When you hear people praising you often, it starts feeling like something you have to maintain rather than something you recieve. Without even realizing it, you start to carry the weight of a responsibility which is to stay the same person others believe you are.
This person is the girl who always does well, who has good grades, who understands everything so quickly. This girl is the girl that people expect to succeed at everything.
At some point the bravo stops feeling light and start feeling heavy. Heavy like the weights you lift in the gym that are obviously too heavy for you but you just have to keep going or else your trainer yells at you. A mistake you do feels larger than it is. It becomes hard to differentiate if you’re working hard because you want to become the best version of yourself or because you’re afraid to fall short of the image that the community built for you.
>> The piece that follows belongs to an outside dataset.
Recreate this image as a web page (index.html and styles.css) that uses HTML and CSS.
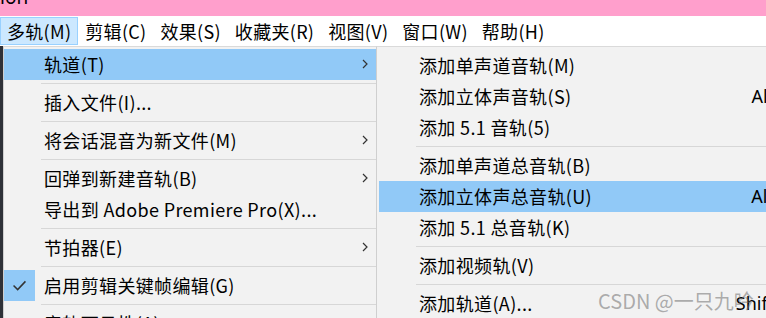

Well, the strange part is nobody actually asked me to carry this weight. It sort of happened on itsown. It forms gradually, piece by piece. It takes a lot of comparisons and the quiet belief that if you were capable of getting praised once , you should always be capable.
Ambition and enthusiasm can be a beautiful thing. Aspiration can make you feel euphoric. It pushes you forward and gives you direction. However, it also creates a pressure so silent that you can’t even realize it. It gives you the agonizing feeling that every achievement must become a standard you must live up to.
And sometimes the hardest expectation to carry is not the one others place on you, but the one you place on yourself.
Once you become used to being “the one who does well,” it becomes difficult to imagine what it would feel like to simply be someone who is still figuring things out.